Pedro softens stance toward Clemens

BOSTON -- Once intense adversaries on and off the mound, Pedro Martinez and Roger Clemens are now allies.

They were arguably two of the best pitchers of their generation, but the perception that Martinez was the more dominant pitcher persists despite Clemens having better statistics and seven Cy Young Awards, because Martinez's name was never associated with performance-enhancing drugs.

In fact, Martinez has always been outspoken about players accused of using PEDs, but his stance has softened a bit, especially when it comes to Clemens.

Their relationship changed during a dinner conversation in 2012.

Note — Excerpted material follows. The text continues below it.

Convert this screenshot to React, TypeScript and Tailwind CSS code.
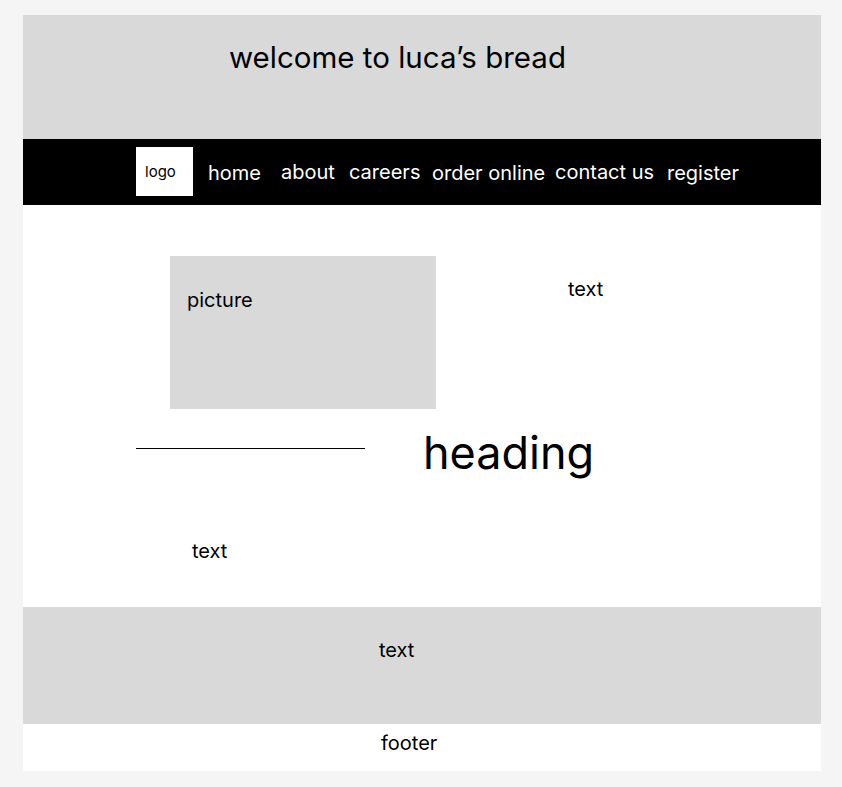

That season marked the 100th anniversary of Fenway Park. The Boston Red Sox held a season-long celebration honoring the ballpark's storied history. On one particular night, the Red Sox honored the 2004 World Series team and other Red Sox greats.

Afterward, the former players held a private dinner. Martinez, Clemens, Tim Wakefield and Jason Varitek sat alone, and their conversation became "intense," as one former player who witnessed the sit-down described it.

Martinez and Clemens not only broke bread that night, they set their egos aside and mended their relationship.

"It was the first time we kind of went back and forth as people, as pitchers and as men and how we approached the game," Martinez said Thursday night. "He told me how he would train, how dedicated he is to mastering his craft. That's when I really got to feel pretty much how Roger was away from the game and why he competed the way he competed. That gave me total satisfaction to get to know him. We are very, very similar as far as approaching the game and taking responsibility for the game."

Earlier in the day, Clemens admitted he and Martinez talked about the difference between being a power pitcher and a power thrower. Some in attendance that night in 2012, however, believe it was a new beginning for Clemens and Martinez.

Now they have a totally different relationship.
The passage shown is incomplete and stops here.